→ **DIRECTION**:
Transcribe the full listing below exactly.

→ **DATA EXTRACT**:
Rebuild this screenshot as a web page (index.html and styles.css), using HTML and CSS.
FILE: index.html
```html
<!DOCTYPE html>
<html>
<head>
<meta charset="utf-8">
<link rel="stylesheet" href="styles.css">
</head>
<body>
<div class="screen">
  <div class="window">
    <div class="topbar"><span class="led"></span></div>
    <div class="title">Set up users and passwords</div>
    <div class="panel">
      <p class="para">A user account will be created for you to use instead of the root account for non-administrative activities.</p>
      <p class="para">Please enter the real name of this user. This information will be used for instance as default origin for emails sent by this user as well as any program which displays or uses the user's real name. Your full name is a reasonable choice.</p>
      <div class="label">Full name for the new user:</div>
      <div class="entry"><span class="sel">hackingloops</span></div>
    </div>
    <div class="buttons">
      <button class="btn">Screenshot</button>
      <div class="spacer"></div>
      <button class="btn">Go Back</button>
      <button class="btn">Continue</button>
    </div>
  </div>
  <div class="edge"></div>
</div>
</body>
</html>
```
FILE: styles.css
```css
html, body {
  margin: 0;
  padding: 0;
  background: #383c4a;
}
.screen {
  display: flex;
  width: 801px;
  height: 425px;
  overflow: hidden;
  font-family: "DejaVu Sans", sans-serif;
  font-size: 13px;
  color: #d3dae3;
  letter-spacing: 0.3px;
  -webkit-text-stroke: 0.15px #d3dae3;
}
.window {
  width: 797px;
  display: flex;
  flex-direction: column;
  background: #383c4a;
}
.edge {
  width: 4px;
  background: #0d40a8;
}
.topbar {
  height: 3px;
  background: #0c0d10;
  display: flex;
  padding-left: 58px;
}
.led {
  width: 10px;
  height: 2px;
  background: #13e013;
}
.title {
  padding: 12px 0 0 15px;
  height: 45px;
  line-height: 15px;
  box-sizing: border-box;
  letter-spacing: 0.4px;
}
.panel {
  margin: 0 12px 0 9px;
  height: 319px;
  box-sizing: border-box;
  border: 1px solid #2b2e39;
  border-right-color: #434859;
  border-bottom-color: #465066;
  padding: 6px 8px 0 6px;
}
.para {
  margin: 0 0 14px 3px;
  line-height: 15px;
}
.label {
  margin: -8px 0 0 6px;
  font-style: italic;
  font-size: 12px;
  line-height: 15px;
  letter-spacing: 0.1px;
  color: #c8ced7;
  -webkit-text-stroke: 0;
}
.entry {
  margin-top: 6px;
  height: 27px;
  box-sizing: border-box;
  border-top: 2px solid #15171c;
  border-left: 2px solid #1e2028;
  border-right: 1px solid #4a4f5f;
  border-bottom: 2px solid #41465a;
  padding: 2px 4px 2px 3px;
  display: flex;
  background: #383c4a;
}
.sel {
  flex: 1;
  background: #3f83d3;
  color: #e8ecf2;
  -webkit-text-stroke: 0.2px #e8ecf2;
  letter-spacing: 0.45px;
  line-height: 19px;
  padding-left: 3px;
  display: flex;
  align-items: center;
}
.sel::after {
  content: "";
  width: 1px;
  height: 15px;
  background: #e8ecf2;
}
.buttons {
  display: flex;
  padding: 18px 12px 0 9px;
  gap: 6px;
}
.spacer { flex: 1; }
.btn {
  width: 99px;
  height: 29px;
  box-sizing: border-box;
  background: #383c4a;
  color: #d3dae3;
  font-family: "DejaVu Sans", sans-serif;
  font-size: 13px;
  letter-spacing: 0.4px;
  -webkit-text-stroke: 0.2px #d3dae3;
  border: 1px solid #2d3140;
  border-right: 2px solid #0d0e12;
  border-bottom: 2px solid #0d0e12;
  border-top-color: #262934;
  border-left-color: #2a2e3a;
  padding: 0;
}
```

→ **RESPONSE FOR THIS EXERCISE**:
Rebuild this screenshot as a web page (index.html and styles.css), using HTML and CSS.
FILE: index.html
```html
<!DOCTYPE html>
<html>
<head>
<meta charset="utf-8">
<link rel="stylesheet" href="styles.css">
</head>
<body>
<div class="screen">
  <div class="window">
    <div class="topbar"><span class="led"></span></div>
    <div class="title">Set up users and passwords</div>
    <div class="panel">
      <p class="para">A user account will be created for you to use instead of the root account for non-administrative activities.</p>
      <p class="para">Please enter the real name of this user. This information will be used for instance as default origin for emails sent by this user as well as any program which displays or uses the user's real name. Your full name is a reasonable choice.</p>
      <div class="label">Full name for the new user:</div>
      <div class="entry"><span class="sel">hackingloops</span></div>
    </div>
    <div class="buttons">
      <button class="btn">Screenshot</button>
      <div class="spacer"></div>
      <button class="btn">Go Back</button>
      <button class="btn">Continue</button>
    </div>
  </div>
  <div class="edge"></div>
</div>
</body>
</html>
```
FILE: styles.css
```css
html, body {
  margin: 0;
  padding: 0;
  background: #383c4a;
}
.screen {
  display: flex;
  width: 801px;
  height: 425px;
  overflow: hidden;
  font-family: "DejaVu Sans", sans-serif;
  font-size: 13px;
  color: #d3dae3;
  letter-spacing: 0.3px;
  -webkit-text-stroke: 0.15px #d3dae3;
}
.window {
  width: 797px;
  display: flex;
  flex-direction: column;
  background: #383c4a;
}
.edge {
  width: 4px;
  background: #0d40a8;
}
.topbar {
  height: 3px;
  background: #0c0d10;
  display: flex;
  padding-left: 58px;
}
.led {
  width: 10px;
  height: 2px;
  background: #13e013;
}
.title {
  padding: 12px 0 0 15px;
  height: 45px;
  line-height: 15px;
  box-sizing: border-box;
  letter-spacing: 0.4px;
}
.panel {
  margin: 0 12px 0 9px;
  height: 319px;
  box-sizing: border-box;
  border: 1px solid #2b2e39;
  border-right-color: #434859;
  border-bottom-color: #465066;
  padding: 6px 8px 0 6px;
}
.para {
  margin: 0 0 14px 3px;
  line-height: 15px;
}
.label {
  margin: -8px 0 0 6px;
  font-style: italic;
  font-size: 12px;
  line-height: 15px;
  letter-spacing: 0.1px;
  color: #c8ced7;
  -webkit-text-stroke: 0;
}
.entry {
  margin-top: 6px;
  height: 27px;
  box-sizing: border-box;
  border-top: 2px solid #15171c;
  border-left: 2px solid #1e2028;
  border-right: 1px solid #4a4f5f;
  border-bottom: 2px solid #41465a;
  padding: 2px 4px 2px 3px;
  display: flex;
  background: #383c4a;
}
.sel {
  flex: 1;
  background: #3f83d3;
  color: #e8ecf2;
  -webkit-text-stroke: 0.2px #e8ecf2;
  letter-spacing: 0.45px;
  line-height: 19px;
  padding-left: 3px;
  display: flex;
  align-items: center;
}
.sel::after {
  content: "";
  width: 1px;
  height: 15px;
  background: #e8ecf2;
}
.buttons {
  display: flex;
  padding: 18px 12px 0 9px;
  gap: 6px;
}
.spacer { flex: 1; }
.btn {
  width: 99px;
  height: 29px;
  box-sizing: border-box;
  background: #383c4a;
  color: #d3dae3;
  font-family: "DejaVu Sans", sans-serif;
  font-size: 13px;
  letter-spacing: 0.4px;
  -webkit-text-stroke: 0.2px #d3dae3;
  border: 1px solid #2d3140;
  border-right: 2px solid #0d0e12;
  border-bottom: 2px solid #0d0e12;
  border-top-color: #262934;
  border-left-color: #2a2e3a;
  padding: 0;
}
```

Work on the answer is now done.